Legally mandated under MGNREGA 2005 and supported by RTI Act 2005, social audit empowers ordinary citizens to examine government records, verify ground-level implementation, and identify discrepancies or corruption.
The process involves forming Social Audit Committees with community members, particularly women and marginalized groups, who receive training on audit techniques and program guidelines. These committees conduct field verification, examine financial records, interview beneficiaries, and prepare reports highlighting findings and recommendations.
The culmination is Social Audit Grams - public forums where findings are presented and officials must respond to community questions. Unlike financial audits conducted by professionals, social audit focuses on both financial compliance and social outcomes, examining whether programs reach intended beneficiaries and achieve desired impacts.
Key features include mandatory legal framework under MGNREGA, participatory methodology involving direct beneficiaries, comprehensive scope covering financial and social aspects, public presentation of findings, and direct accountability mechanisms.
The process has demonstrated significant impact in reducing corruption, improving program effectiveness, and empowering marginalized communities. Major challenges include bureaucratic resistance, capacity building needs, political interference, and resource constraints.
Technology integration through mobile apps, GPS verification, and digital platforms is enhancing effectiveness while addressing traditional limitations. Social audit represents a paradigm shift from top-down governance to participatory democracy, creating continuous accountability mechanisms that complement electoral democracy and strengthen democratic governance in India.
- Social audit = community monitoring of govt programs, legally mandated under MGNREGA Act 2005 Section 17(2)
- Conducted by Social Audit Units (state level) + local committees, twice yearly minimum
- Key features: participatory evaluation, Social Audit Grams (public forums), includes marginalized groups
- Different from financial audit: community-based vs professional, social outcomes vs financial compliance
- Major challenges: bureaucratic resistance, capacity building, elite capture
- Success stories: Andhra Pradesh (₹200 cr recovery), Telangana (e-Social Audit platform)

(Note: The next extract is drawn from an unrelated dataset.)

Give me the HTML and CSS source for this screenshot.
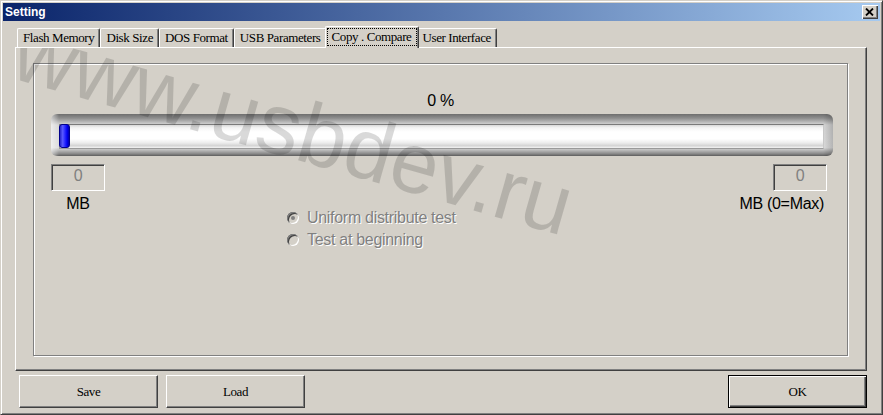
FILE: index.html
```html
<!DOCTYPE html>
<html>
<head>
<meta charset="utf-8">
<title>Setting</title>
<link rel="stylesheet" href="styles.css">
</head>
<body>
<div class="window">
  <div class="titlebar">
    <span class="title">Setting</span>
    <button class="close" aria-label="Close"><svg width="9" height="8" viewBox="0 0 9 8"><path d="M1 0.5 L8 7.5 M8 0.5 L1 7.5" stroke="#000" stroke-width="1.8" fill="none"/></svg></button>
  </div>
  <div class="tabs">
    <div class="tab">Flash Memory</div>
    <div class="tab">Disk Size</div>
    <div class="tab">DOS Format</div>
    <div class="tab">USB Parameters</div>
    <div class="tab selected"><span class="focus">Copy . Compare</span></div>
    <div class="tab">User Interface</div>
  </div>
  <div class="panel">
    <div class="group">
      <div class="pct">0 %</div>
      <div class="progress"><div class="track"><div class="thumb"></div></div></div>
      <div class="io-row">
        <div class="io io-left">
          <div class="field">0</div>
          <div class="unit">MB</div>
        </div>
        <div class="radios">
          <div class="radio"><span class="dot checked"></span><span class="rlabel">Uniform distribute test</span></div>
          <div class="radio"><span class="dot"></span><span class="rlabel">Test at beginning</span></div>
        </div>
        <div class="io io-right">
          <div class="field">0</div>
          <div class="unit">MB (0=Max)</div>
        </div>
      </div>
    </div>
    <div class="watermark">www.usbdev.ru</div>
  </div>
  <div class="buttons">
    <button class="btn">Save</button>
    <button class="btn">Load</button>
    <button class="btn btn-default">OK</button>
  </div>
</div>
</body>
</html>
```
FILE: styles.css
```css
* { box-sizing: border-box; }
html, body { margin: 0; padding: 0; background: #d4d0c8; }

.window {
  width: 883px;
  height: 415px;
  background: #d4d0c8;
  border: 1px solid;
  border-color: #d4d0c8 #404040 #404040 #d4d0c8;
  padding: 2px;
  box-shadow: inset 1px 1px 0 #fff, inset -1px -1px 0 #808080;
  overflow: hidden;
}

.titlebar {
  height: 18px;
  background: linear-gradient(to right, #0a246a, #a6caf0);
  display: flex;
  align-items: center;
  justify-content: space-between;
  padding: 0 2px 0 2px;
}
.title {
  color: #fff;
  font: bold 12px/18px "Liberation Sans", Arial, sans-serif;
}
.close {
  width: 16px;
  height: 14px;
  padding: 0;
  border: 0;
  background: #d4d0c8;
  box-shadow: inset 1px 1px 0 #fff, inset -1px -1px 0 #404040, inset -2px -2px 0 #808080;
  display: flex;
  align-items: center;
  justify-content: center;
}
.close svg { display: block; margin-left: -1px; }

.tabs {
  display: flex;
  align-items: flex-end;
  height: 21px;
  margin: 5px 0 0 14px;
  position: relative;
  z-index: 1;
}
.tab {
  height: 19px;
  padding: 0 5px;
  font: 13px/17px "Liberation Serif", "Times New Roman", serif;
  letter-spacing: -0.4px;
  color: #000;
  white-space: nowrap;
  background: #d4d0c8;
  border: 1px solid #fff;
  border-bottom: 0;
  border-right-color: #404040;
  border-radius: 2px 2px 0 0;
  box-shadow: inset -1px 0 0 #808080;
}
.tab.selected {
  height: 22px;
  margin: 0 -2px -1px;
  padding: 1px 1px 0 1px;
  position: relative;
  z-index: 2;
}
.focus {
  display: block;
  border: 1px dotted #000;
  padding: 0 4px;
  line-height: 16px;
}

.panel {
  position: relative;
  overflow: hidden;
  width: 852px;
  height: 324px;
  margin-left: 12px;
  border: 1px solid #fff;
  border-right-color: #404040;
  border-bottom-color: #404040;
  box-shadow: inset -1px -1px 0 #808080;
  padding: 15px 0 0 17px;
}

.group {
  width: 815px;
  height: 293px;
  border: 1px solid #808080;
  box-shadow: 1px 1px 0 #fff, inset 1px 1px 0 #fff;
  padding-top: 28px;
  font: 16px/18px "Liberation Sans", Arial, sans-serif;
  letter-spacing: -0.3px;
  color: #000;
}

.pct {
  text-align: center;
  height: 18px;
  margin-bottom: 4px;
}

.progress {
  height: 42px;
  margin: 0 14px 0 17px;
  border-radius: 6px;
  padding: 10px 9px 7px 8px;
  background:
    linear-gradient(to right, rgba(255,255,255,0.55) 0, rgba(255,255,255,0) 8px, rgba(0,0,0,0) calc(100% - 10px), rgba(0,0,0,0.18) 100%),
    linear-gradient(to bottom, #6e6e6e 0%, #8e8e8e 10%, #bdbdbd 20%, #d6d6d6 26%, #dcdcdc 80%, #b0b0b0 88%, #868686 95%, #5c5c5c 100%);
}
.track {
  height: 25px;
  border-top: 1px solid #7a7a7a;
  border-left: 1px solid #9a9a9a;
  border-right: 1px solid #c8c8c8;
  border-bottom: 1px solid #9a9a9a;
  background: linear-gradient(to bottom, #d8d8d8 0, #f4f4f4 12%, #ffffff 30%, #ffffff 60%, #ececec 78%, #d4d4d4 90%, #f4f4f4 100%);
  display: flex;
}
.thumb {
  width: 11px;
  margin: -1px 0 0 -1px;
  height: 24px;
  border-radius: 3px;
  border: 1px solid #00008c;
  background: linear-gradient(to right, #2424c8 0, #5a5aff 30%, #2a2aff 55%, #0000ee 80%, #0000a8 100%);
}

.io-row {
  display: flex;
  margin: 8px 20px 0 17px;
}
.io { display: flex; flex-direction: column; }
.io-left { align-items: center; width: 54px; }
.io-right { align-items: flex-end; margin-left: auto; }
.field {
  width: 54px;
  height: 27px;
  border: 1px solid;
  border-color: #808080 #fff #fff #808080;
  box-shadow: inset 1px 1px 0 #404040, inset -1px -1px 0 #d4d0c8;
  text-align: center;
  color: #808080;
  line-height: 22px;
}
.unit {
  margin-top: 4px;
  white-space: nowrap;
}
.io-right .unit { margin-right: 3px; }

.radios {
  margin-left: 182px;
  padding-top: 43px;
}
.radio {
  display: flex;
  align-items: center;
  height: 22px;
  line-height: 22px;
}
.dot {
  width: 12px;
  height: 12px;
  border-radius: 50%;
  background: #d4d0c8;
  box-shadow: inset 1px 1px 0 #808080, inset -1px -1px 0 #fff, inset 2px 2px 0 #404040, inset -2px -2px 0 #d4d0c8;
  margin-right: 8px;
  position: relative;
  flex: none;
}
.dot.checked::after {
  content: "";
  position: absolute;
  left: 4px;
  top: 4px;
  width: 4px;
  height: 4px;
  border-radius: 50%;
  background: #808080;
}
.rlabel {
  color: #808080;
  text-shadow: 1px 1px 0 #fff;
  white-space: nowrap;
}

.watermark {
  position: absolute;
  left: -8px;
  top: -44px;
  font: 86px/86px "Liberation Sans", Arial, sans-serif;
  color: rgba(0, 0, 0, 0.15);
  white-space: nowrap;
  transform-origin: 0 73px;
  transform: rotate(16deg);
  pointer-events: none;
}

.buttons {
  display: flex;
  margin: 4px 0 0 16px;
}
.btn {
  width: 139px;
  height: 33px;
  padding: 0;
  font: 13px/1 "Liberation Serif", "Times New Roman", serif;
  letter-spacing: -0.4px;
  color: #000;
  background: #d4d0c8;
  border: 1px solid;
  border-color: #fff #404040 #404040 #fff;
  box-shadow: inset -1px -1px 0 #808080;
  margin-right: 8px;
}
.btn-default {
  margin-left: auto;
  margin-right: 13px;
  border: 1px solid #000;
  box-shadow: inset 1px 1px 0 #fff, inset -1px -1px 0 #404040, inset -2px -2px 0 #808080;
}
```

- Constitutional basis: Articles 21, 21A; Legal framework: MGNREGA, RTI Act, National Social Audit Rules 2011
Vyyuha Quick Recall - 'SPACE' Mnemonic for Social Audit: S-Stakeholder participation (community members, especially marginalized), P-Public resource monitoring (examining govt programs), A-Accountability mechanisms (Social Audit Grams, official responses), C-Community empowerment (voice and participation rights), E-Evidence-based evaluation (field verification, record examination).
Memory Palace Technique: Visualize a village square (SPACE) where community members (S) gather around government records (P) questioning officials (A) while empowered citizens (C) present evidence (E).
30-Second Recall Chain: MGNREGA Act Section 17(2) → Social Audit Units (state level) → Community committees → Training → Field verification → Social Audit Gram → Official response → Follow-up action.